G&G staff and students traveled far and wide in 2004 collecting
data and samples. Some conducted fieldwork on land, collecting
volcanic gases from Nicaragua and Sicily; studying the volcanology
of Ta’u Island, Samoa; conducting geophysical surveys across
South Africa; and investigating the geology and tectonics
of the western Sichuan basin, east of the Tibetan plateau.
Others worked near shore at the interface between land and
sea, along the east coast of the U.S. and in the Danube and
Indus river deltas. Still others led or participated in research
cruises to the East Pacific Rise, the Mid-Atlantic Ridge,
the western north Atlantic, the Gulf of Mexico, the Panama
Basin, and the Lau back-arc spreading center west of Tonga.

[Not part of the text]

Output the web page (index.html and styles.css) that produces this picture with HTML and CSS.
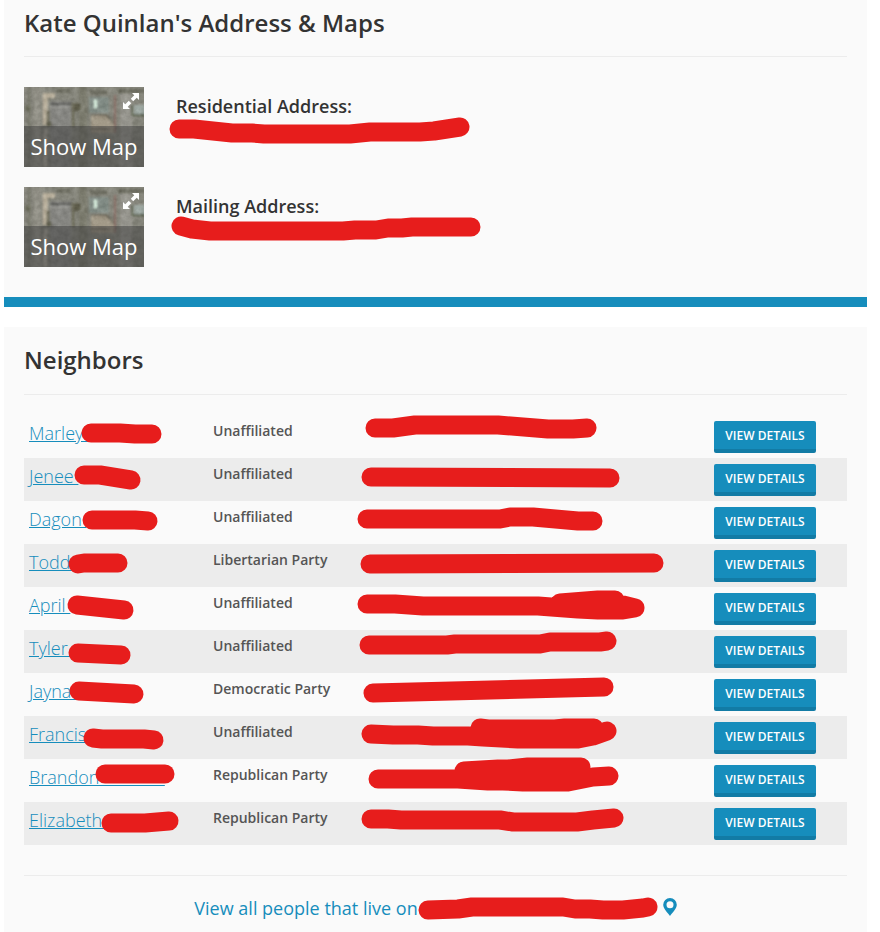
FILE: index.html
```html
<!DOCTYPE html>
<html lang="en">
  <head>
    <meta charset="UTF-8" />
    <meta name="viewport" content="width=device-width, initial-scale=1.0" />
    <title>Address &amp; Maps</title>
    <link rel="stylesheet" href="styles.css">
  </head>
  <body>
    <!-- Shared drawings -->
    <svg class="symbols" aria-hidden="true">
      <symbol id="aerial" viewBox="0 0 120 80">
        <filter id="soft" x="0" y="0" width="100%" height="100%">
          <feGaussianBlur stdDeviation="0.8" />
        </filter>
        <filter id="grain" x="0" y="0" width="100%" height="100%" color-interpolation-filters="sRGB">
          <feTurbulence type="fractalNoise" baseFrequency="0.18" numOctaves="3" seed="4" />
          <feColorMatrix values=".9 .3 0 0 -.1  .9 .3 0 0 -.1  .9 .3 0 0 -.14  0 0 0 0 1" />
        </filter>
        <rect width="120" height="80" fill="#87877d" />
        <g filter="url(#soft)">
          <rect x="-4" y="-4" width="24" height="88" fill="#8b8a81" />
          <rect x="3" y="0" width="4" height="80" fill="#7b7c70" />
          <rect x="10" y="0" width="6" height="80" fill="#96948b" />
          <path d="M19 6h12v5h-7l-1 27h-4z" fill="#c4b9a4" />
          <rect x="20" y="42" width="3" height="38" fill="#b5b0a4" />
          <rect x="26" y="14" width="21" height="70" fill="#888885" />
          <path d="M26 17h21" stroke="#4c4d4b" stroke-width="2" />
          <path d="M26 20h20" stroke="#a8a8a4" />
          <path d="M24 24v12M49 16v24" stroke="#6c6a57" stroke-width="3" />
          <rect x="54" y="-4" width="10" height="88" fill="#7c7c6e" />
          <circle cx="53" cy="20" r="4" fill="#5c5a47" />
          <circle cx="25" cy="37" r="3" fill="#504f3e" />
          <circle cx="4" cy="21" r="3" fill="#666855" />
          <rect x="65" y="10" width="20" height="16" fill="#84908a" />
          <rect x="70" y="13" width="3" height="8" fill="#e6ffee" />
          <path d="M67 29l14-1 9 10v8H67z" fill="#a89e8b" />
          <path d="M67 28h15l9 9M66 42h20" fill="none" stroke="#6a6354" stroke-width="1.5" />
          <path d="M91 8v38" stroke="#8c6c64" stroke-width="2" />
          <rect x="96" y="7" width="12" height="77" fill="#9b9a93" />
          <rect x="110" y="18" width="14" height="10" fill="#a4b0ab" />
          <path d="M108 18v10h14" fill="none" stroke="#566048" stroke-width="2" />
          <path d="M32 4h14M66 5h17M94 4h26" stroke="#6c6c5f" stroke-width="4" />
          <path d="M20 60h100M0 54h18" stroke="#77786f" stroke-width="2" />
        </g>
        <rect width="120" height="80" filter="url(#grain)" opacity="0.15" />
      </symbol>
      <symbol id="expand" viewBox="0 0 16 16">
        <path d="M9 0h7v7zM7 16H0V9z" fill="#fff" />
        <path d="M13 3L9 7M7 9l-4 4" stroke="#fff" stroke-width="3.500" />
      </symbol>
    </svg>

    <section class="card address-card">
      <h2>Kate Quinlan's Address &amp; Maps</h2>
      <div class="address">
        <button type="button" class="map-thumb">
          <svg class="aerial" aria-hidden="true"><use href="#aerial" /></svg>
          <svg class="expand" aria-hidden="true"><use href="#expand" /></svg>
          <span class="map-label">Show Map</span>
        </button>
        <div class="address-text">
          <h3>Residential Address:</h3>
          <svg class="marker" aria-hidden="true"><path d="M3 11H18L56 15H76L88 16H174L194 14H244L258 13L284 9" /></svg>
        </div>
      </div>
      <div class="address">
        <button type="button" class="map-thumb">
          <svg class="aerial" aria-hidden="true"><use href="#aerial" /></svg>
          <svg class="expand" aria-hidden="true"><use href="#expand" /></svg>
          <span class="map-label">Show Map</span>
        </button>
        <div class="address-text">
          <h3>Mailing Address:</h3>
          <svg class="marker" aria-hidden="true"><path d="M5 8L16 11L34 13H167L179 12H200L212 10H226L236 9H295" /></svg>
        </div>
      </div>
    </section>

    <section class="card neighbors-card">
      <h2>Neighbors</h2>
      <table class="neighbors">
        <tbody>
          <tr>
            <td class="name"><a href="#">Marley </a><svg class="marker" aria-hidden="true"><path d="M67 18H96L111 19H128" /></svg></td>
            <td class="party">Unaffiliated</td>
            <td class="street"><svg class="marker" aria-hidden="true"><path d="M22 13H40L62 10H145L195 14H220L234 13" /></svg></td>
            <td class="action"><button type="button" class="btn">View Details</button></td>
          </tr>
          <tr>
            <td class="name"><a href="#">Jenee </a><svg class="marker" aria-hidden="true"><path d="M60 17H76L107 22" /></svg></td>
            <td class="party">Unaffiliated</td>
            <td class="street"><svg class="marker" aria-hidden="true"><path d="M18 19L257 20" /></svg></td>
            <td class="action"><button type="button" class="btn">View Details</button></td>
          </tr>
          <tr>
            <td class="name"><a href="#">Dagon </a><svg class="marker" aria-hidden="true"><path d="M68 19H111L124 20" /></svg></td>
            <td class="party">Unaffiliated</td>
            <td class="street"><svg class="marker" aria-hidden="true"><path d="M14 18H147L157 16H180L225 20L240 20" /></svg></td>
            <td class="action"><button type="button" class="btn">View Details</button></td>
          </tr>
          <tr>
            <td class="name"><a href="#">Todd </a><svg class="marker" aria-hidden="true"><path d="M54 20L60 19H94" /></svg></td>
            <td class="party">Libertarian Party</td>
            <td class="street"><svg class="marker" aria-hidden="true"><path d="M17 20L301 19" /></svg></td>
            <td class="action"><button type="button" class="btn">View Details</button></td>
          </tr>
          <tr>
            <td class="name"><a href="#">April </a><svg class="marker" aria-hidden="true"><path d="M53 18L100 23" /></svg></td>
            <td class="party">Unaffiliated</td>
            <td class="street"><svg class="marker" aria-hidden="true"><path d="M14 17H42L70 19H185L225 22L245 23H270L282 21L270 18M207 16L245 13H262" /></svg></td>
            <td class="action"><button type="button" class="btn">View Details</button></td>
          </tr>
          <tr>
            <td class="name"><a href="#">Tyler </a><svg class="marker" aria-hidden="true"><path d="M54 23L97 25" /></svg></td>
            <td class="party">Unaffiliated</td>
            <td class="street"><svg class="marker" aria-hidden="true"><path d="M16 15H94L102 14H187L197 12H247L254 11" /></svg></td>
            <td class="action"><button type="button" class="btn">View Details</button></td>
          </tr>
          <tr>
            <td class="name"><a href="#">Jayna </a><svg class="marker" aria-hidden="true"><path d="M55 18L110 21" /></svg></td>
            <td class="party">Democratic Party</td>
            <td class="street"><svg class="marker" aria-hidden="true"><path d="M20 20L251 14" /></svg></td>
            <td class="action"><button type="button" class="btn">View Details</button></td>
          </tr>
          <tr>
            <td class="name"><a href="#">Francis </a><svg class="marker" aria-hidden="true"><path d="M69 22L78 23H120L130 24" /></svg></td>
            <td class="party">Unaffiliated</td>
            <td class="street"><svg class="marker" aria-hidden="true"><path d="M18 18L40 19H65L80 20H115L130 21L165 23H225L240 20L254 15M127 12L135 13H202L212 12H241" /></svg></td>
            <td class="action"><button type="button" class="btn">View Details</button></td>
          </tr>
          <tr>
            <td class="name"><a href="#">Brandon              </a><svg class="marker" aria-hidden="true"><path d="M81 15H141" /></svg></td>
            <td class="party">Republican Party</td>
            <td class="street"><svg class="marker" aria-hidden="true"><path d="M25 20H105L135 22H150L170 23H215L240 18L256 17M111 12L145 10H155L175 8H228" /></svg></td>
            <td class="action"><button type="button" class="btn">View Details</button></td>
          </tr>
          <tr>
            <td class="name"><a href="#">Elizabeth </a><svg class="marker" aria-hidden="true"><path d="M87 21H121L145 19" /></svg></td>
            <td class="party">Republican Party</td>
            <td class="street"><svg class="marker" aria-hidden="true"><path d="M18 17H35L48 18H147L160 20H224L240 18L261 16" /></svg></td>
            <td class="action"><button type="button" class="btn">View Details</button></td>
          </tr>
        </tbody>
      </table>
      <div class="view-all">
        <a href="#">
          View all people that live on
          <svg class="marker" aria-hidden="true"><path d="M10 14L40 13L54 11H145L157 13H172L185 14H205L225 12L230 11" /></svg>
          <svg class="pin" viewBox="0 0 14 18" aria-hidden="true"><path fill-rule="evenodd" d="M7 0a6.800 6.800 0 0 1 6.800 6.800C13.800 11 9 15 7 18 5 15 .2 11 .2 6.800A6.800 6.800 0 0 1 7 0zm0 3.200a3.500 3.500 0 1 0 0 7 3.500 3.500 0 0 0 0-7z" fill="#168dbc" /></svg>
        </a>
      </div>
    </section>
  </body>
</html>
```

FILE: styles.css
```css
* {
  box-sizing: border-box;
}

body {
  margin: 0 13px 0 4px;
  background-color: #fff;
  color: #333;
  font-family: "Open Sans", "Noto Sans", sans-serif;
}

.symbols {
  position: absolute;
  width: 0;
  height: 0;
}

.card {
  background-color: #fafafa;
  padding: 15px 20px 20px;
}

.address-card {
  padding-top: 5px;
  padding-bottom: 30px;
  border-bottom: 10px solid #168dbc;
  margin-bottom: 20px;
}

h2 {
  margin: 0;
  padding-bottom: 15px;
  border-bottom: 1px solid #ececec;
  font-size: 24px;
  line-height: 36px;
  font-weight: 600;
}

.neighbors-card h2 {
  padding-bottom: 16px;
}

h3 {
  margin: 0;
  font-size: 18px;
  line-height: 24px;
  font-weight: 600;
}

/* Red marker strokes over private details */
.marker {
  display: block;
  overflow: visible;
  fill: none;
  stroke: #e71d1c;
  stroke-width: 19px;
  stroke-linecap: round;
  stroke-linejoin: round;
}

.address {
  display: flex;
  gap: 32px;
  margin-top: 20px;
}

h2 + .address {
  margin-top: 30px;
}

.address-text {
  padding-top: 7px;
}

.address-text .marker {
  width: 300px;
  height: 24px;
}

.map-thumb {
  position: relative;
  width: 120px;
  height: 80px;
  padding: 0;
  border: 0;
  overflow: hidden;
  cursor: pointer;
}

.aerial {
  display: block;
  width: 120px;
  height: 80px;
}

.expand {
  position: absolute;
  top: 6px;
  right: 5px;
  width: 16px;
  height: 16px;
}

.map-label {
  position: absolute;
  left: 0;
  right: 0;
  bottom: 0;
  height: 41px;
  background-color: rgba(60, 60, 60, 0.5);
  color: #fff;
  font-family: "Open Sans", "Noto Sans", sans-serif;
  font-size: 22px;
  line-height: 41px;
  text-align: center;
  white-space: nowrap;
}

.neighbors {
  width: 100%;
  margin-top: 20px;
  border-collapse: collapse;
  table-layout: fixed;
}

.neighbors td {
  height: 43px;
  padding: 6px 5px 5px;
  vertical-align: top;
}

.neighbors tr:nth-child(even) {
  background-color: #ececec;
}

.neighbors .name {
  position: relative;
  width: 184px;
  font-size: 18px;
  line-height: 25px;
  font-weight: 300;
}

.name a {
  color: #168dbc;
  white-space: pre;
}

.name .marker {
  position: absolute;
  top: 0;
  left: 0;
  width: 160px;
  height: 43px;
}

.neighbors .party {
  width: 145px;
  color: #555;
  font-size: 14px;
  line-height: 20px;
  font-weight: 600;
  white-space: nowrap;
}

.neighbors .street {
  padding: 0;
}

.street .marker {
  width: 310px;
  height: 43px;
}

.neighbors .action {
  width: 138px;
}

.btn {
  display: block;
  width: 102px;
  height: 32px;
  padding: 0;
  border: 0;
  border-bottom: 4px solid #127ba5;
  border-radius: 2px;
  background-color: #168dbc;
  color: #fff;
  font-family: "Open Sans", "Noto Sans", sans-serif;
  font-size: 12px;
  font-weight: 600;
  text-transform: uppercase;
  cursor: pointer;
}

.view-all {
  margin-top: 30px;
  padding-top: 20px;
  border-top: 1px solid #ececec;
}

.view-all a {
  display: flex;
  justify-content: center;
  color: #168dbc;
  font-size: 18px;
  line-height: 24px;
  text-decoration: none;
}

.view-all .marker {
  width: 241px;
  height: 24px;
}

.pin {
  width: 14px;
  height: 18px;
  margin: 2px 0 0 4px;
}
```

This year, the capabilities of the WHOI Seafloor Sampling Laboratory (right) were greatly enhanced when Liviu Giosan, Jeff Donnelly, and Rindy Ostermann received
funding for the acquisition of a core scanner. The first of its kind in the U.S., this instrument allows rapid, nondestructive, ultra-high resolution measurements of the chemical composition and density structure of sediment cores and other geologic materials. One of the major uses of this instrument will be in detecting chemical changes in sediment cores at an annual to millennial resolution that can be linked to environmental and climatic changes.
Science highlights of 2004 included significant advances in
earthquake research made by two groups. Jeff McGuire and graduate
student Margaret Boettcher, together with a colleague from
the University of Southern California, applied a mathematical
model to a database of earthquakes on the East Pacific Rise
and demonstrated that the largest earthquakes are preceded
by abundant foreshocks, thus indicating a significant amount
of predictability. This work, published in Nature,
represents an important breakthrough in earthquake predictability
studies. In addition, Jian Lin, Debbie Smith, and graduate
student Trish Gregg investigated a several year record of
earthquakes along the Siqueiros Transform Fault in the eastern
Pacific and showed that an earthquake in one area can transfer
stress and trigger an earthquake nearby. Both studies emphasized
the need for a better understanding of these oceanic faults,
and suggest that at least some earthquakes might be predictable.